Organizing a set of links in other ways

As the last point above suggests, a simple list is not the only alternative. Thus, the popular counterargument about "eating up" space can easily be refuted in most cases. If the link texts are relatively short, you could just write them one after another, using some suitable separator like the vertical line character | (which works better as a separator than a mere space):

<P>
<A HREF="http://jkorpela.fi/forms/">
Main page</A> |
<A HREF="http://jkorpela.fi/forms/choices.html">
Choices in forms</A> |
<A HREF="http://jkorpela.fi/forms/tables.html">
Tables and forms</A> |
<A HREF="http://jkorpela.fi/forms/methods.html">
Submission methods</A>
</P>

This looks like the following on your current browser:

Main page | Choices in forms | Tables and forms | Submission methods

Can a navigational pulldown menu ever be useful

In special cases a pulldown menu for navigation could make sense, when there is a large number of alternatives. For example, you might have a document where you wish to present, as an aside, a collection of links to some resources discussed in the text.
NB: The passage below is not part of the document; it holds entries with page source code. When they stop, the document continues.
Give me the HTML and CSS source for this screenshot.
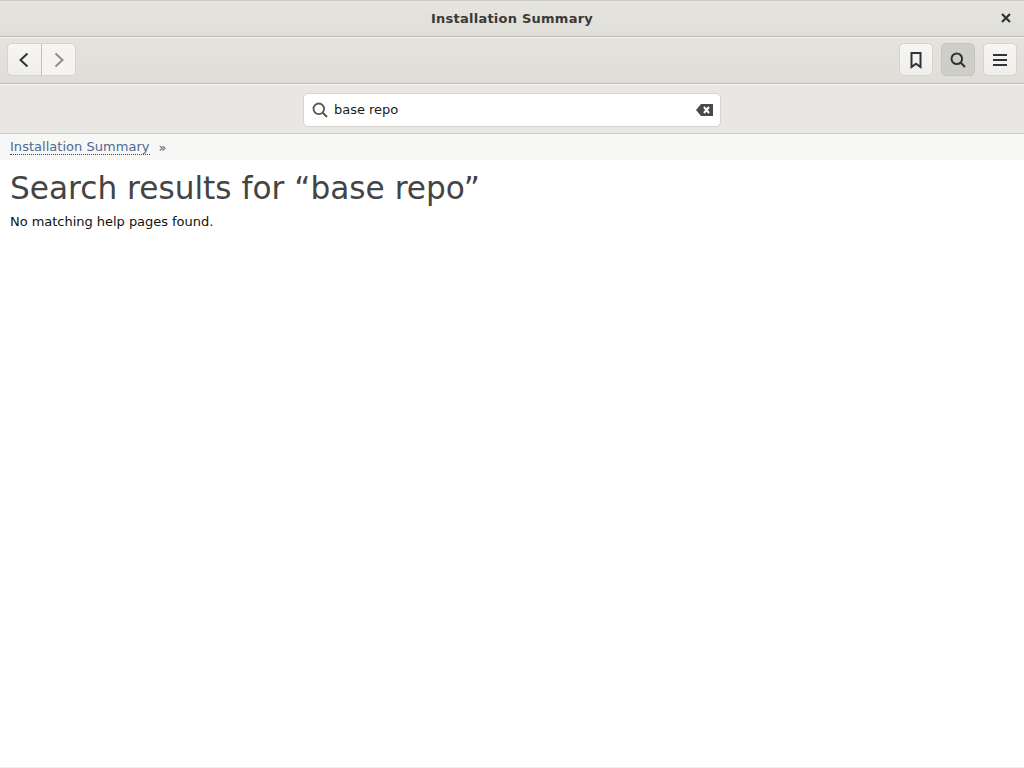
FILE: index.html
```html
<!DOCTYPE html>
<html lang="en">
<head>
<meta charset="utf-8">
<title>Installation Summary</title>
<link rel="stylesheet" href="styles.css">
</head>
<body>
<div class="app">
  <header class="titlebar">
    <span class="title">Installation Summary</span>
    <button class="close" aria-label="Close">
      <svg width="16" height="16" viewBox="0 0 16 16"><path d="M4 4l8 8M12 4l-8 8" class="ink" stroke-width="2.2" fill="none"/></svg>
    </button>
  </header>
  <div class="toolbar">
    <div class="nav-group">
      <button class="btn seg-left" aria-label="Back">
        <svg width="16" height="18" viewBox="0 0 16 18"><path d="M10.500 2.500L3.500 9l7 6.500" class="ink" stroke-width="2" fill="none"/></svg>
      </button>
      <button class="btn seg-right" aria-label="Forward">
        <svg width="16" height="18" viewBox="0 0 16 18"><path d="M4.500 2.500l7 6.500-7 6.500" class="dim" stroke-width="2" fill="none"/></svg>
      </button>
    </div>
    <div class="tools">
      <button class="btn square" aria-label="Bookmarks">
        <svg width="16" height="18" viewBox="0 0 16 18"><path d="M3.500 2h9v14L8 12.800 3.500 16z" class="ink" stroke-width="2" fill="none"/></svg>
      </button>
      <button class="btn square active" aria-label="Search">
        <svg width="18" height="18" viewBox="0 0 18 18"><circle cx="7.800" cy="7.800" r="5.300" class="ink" stroke-width="2" fill="none"/><path d="M11.800 11.800L16 16" class="ink" stroke-width="2.200" fill="none"/></svg>
      </button>
      <button class="btn square" aria-label="Menu">
        <svg width="16" height="16" viewBox="0 0 16 16"><path d="M1 3h14M1 8h14M1 13h14" class="ink" stroke-width="2" fill="none"/></svg>
      </button>
    </div>
  </div>
  <div class="searchbar">
    <div class="entry">
      <svg class="entry-icon" width="16" height="16" viewBox="0 0 16 16"><circle cx="6.800" cy="6.800" r="5.300" class="soft" stroke-width="1.800" fill="none"/><path d="M10.800 10.800L15 15" class="soft" stroke-width="2" fill="none"/></svg>
      <span class="entry-text">base repo</span>
      <svg class="entry-clear" width="17" height="12" viewBox="0 0 17 12"><path d="M5 0h12v12H5L0 6z" fill="#4a4a48"/><path d="M8 3l5 6M13 3l-5 6" stroke="#fff" stroke-width="2" fill="none"/></svg>
    </div>
  </div>
  <nav class="crumbs">
    <a class="crumb-link" href="#">Installation Summary</a>
    <span class="crumb-sep">»</span>
  </nav>
  <main class="content">
    <h1 class="heading">Search results for “base repo”</h1>
    <p class="message">No matching help pages found.</p>
  </main>
</div>
</body>
</html>
```
FILE: styles.css
```css
* { box-sizing: border-box; }
html, body { margin: 0; height: 100%; }
body { font-family: "DejaVu Sans", sans-serif; background: #fff; color: #000; }
button { padding: 0; margin: 0; font: inherit; display: flex; align-items: center; justify-content: center; }
.ink { stroke: #2e3436; }
.dim { stroke: #8f8f8c; }
.soft { stroke: #555753; }

.app { width: 1024px; height: 768px; display: flex; flex-direction: column; overflow: hidden; }

.titlebar {
  height: 37px; flex: none; display: flex; align-items: center; justify-content: center; position: relative;
  background: linear-gradient(#e6e4df, #e0ded9);
  border-top: 1px solid #cfccc6;
  border-bottom: 1px solid #bdbab3;
}
.title { font-size: 13px; font-weight: 700; color: #3a3a38; letter-spacing: 0.24px; }
.close { position: absolute; right: 10px; top: 9px; width: 16px; height: 16px; background: none; border: 0; }

.toolbar {
  height: 47px; flex: none; display: flex; align-items: center; justify-content: space-between; padding: 1px 7px 3px;
  background: linear-gradient(#e5e3de, #dfddd8);
  border-top: 1px solid #f3f2ef;
  border-bottom: 1px solid #bdbab3;
}
.nav-group { display: flex; }
.tools { display: flex; gap: 8px; }
.btn {
  height: 33px; background: linear-gradient(#f7f6f4, #efeeeb);
  border: 1px solid #d6d3cd;
}
.seg-left { width: 35px; border-radius: 5px 0 0 5px; border-right: 1px solid #c4c1bb; }
.seg-right { width: 34px; border-radius: 0 5px 5px 0; border-left: 0; background: #f5f4f2; }
.square { width: 34px; border-radius: 5px; }
.active { background: #cfcdc8; border-color: #c6c3bd; }

.searchbar {
  height: 50px; flex: none; display: flex; align-items: center; justify-content: center; padding-top: 1px;
  background: #e9e7e3;
  border-top: 1px solid #f7f6f4;
  border-bottom: 1px solid #cfccc6;
}
.entry {
  width: 418px; height: 34px; display: flex; align-items: center; padding: 0 7px 0 8px;
  background: #fff; border: 1px solid #d6d3cd; border-radius: 5px;
}
.entry-icon { flex: none; }
.entry-text { margin-left: 6px; font-size: 13px; color: #1a1a1a; flex: 1; letter-spacing: -0.03px; }
.entry-clear { flex: none; margin-right: 0; }

.crumbs {
  height: 26px; flex: none; display: flex; align-items: center; padding: 0 10px;
  background: #f7f7f6; font-size: 13px;
}
.crumb-link { color: #4c6a94; text-decoration: none; border-bottom: 1px dotted #2a4a7a; line-height: 15px; letter-spacing: 0.03px; }
.crumb-sep { margin-left: 9px; color: #555; }

.content { flex: 1; padding: 0 10px; background: #fff; border-bottom: 1px solid #eeeeec; }
.heading { margin: 9px 0 0; font-size: 31.2px; line-height: 38px; font-weight: 400; color: #444; }
.message { margin: 6px 0 0; font-size: 13px; line-height: 18px; color: #111; letter-spacing: -0.03px; }
```
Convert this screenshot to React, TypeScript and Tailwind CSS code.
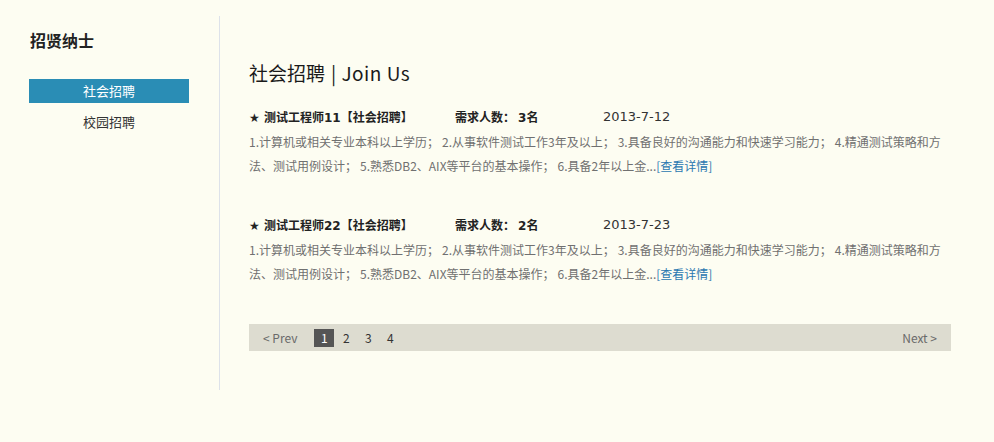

And perhaps you wish to make that compactly so that it does not disturb normal reading.

But before you decide to use a pulldown menu, consider the following:

If you decide to use a pulldown menu with a large number of options, consider the problems briefly mentioned on my page about country selection. A SELECT element with lots of options is always problematic, but you can reduce the problems by using a SIZE attribute greater than 1.

Another special case would be a multidimensional choice. For example, assume that you have a site containing material on various topics and at different levels (such as introductory, basic, advanced, and specialized material), and perhaps in different languages. In such case, you might construct form which acts as a navigational menu containing two or more SELECT elements and one submit elements like the following (which is a non-functional form, just for illustrating how things might look like):

Topic:
Level:
Language:

This might actually be a very good idea for large sites. For some reason, it's seldom seen in action, perhaps because it requires that the site has been organized "orthogonally". Naturally, the you would need a dedicated server-side script which can handle the submitted data by mapping a set of choices to a page address, using information about a uniform naming scheme or a specific mapping table. You might then add JavaScript code which handles the mapping client-side when possible. I have written a sketchy document to illustrate the techniques.

Moreover, for a two-dimensional selection, a table would be a natural choice. It would be just a table of links, with row structure corresponding to topics and column structure corresponding to level, for example. This would be superior to using a the pulldown menu approach when the matrix of documents would be sparse (that is, many of the combinations would lead to nonexisting or dummy documents), since the user would immediately see which combinations are real.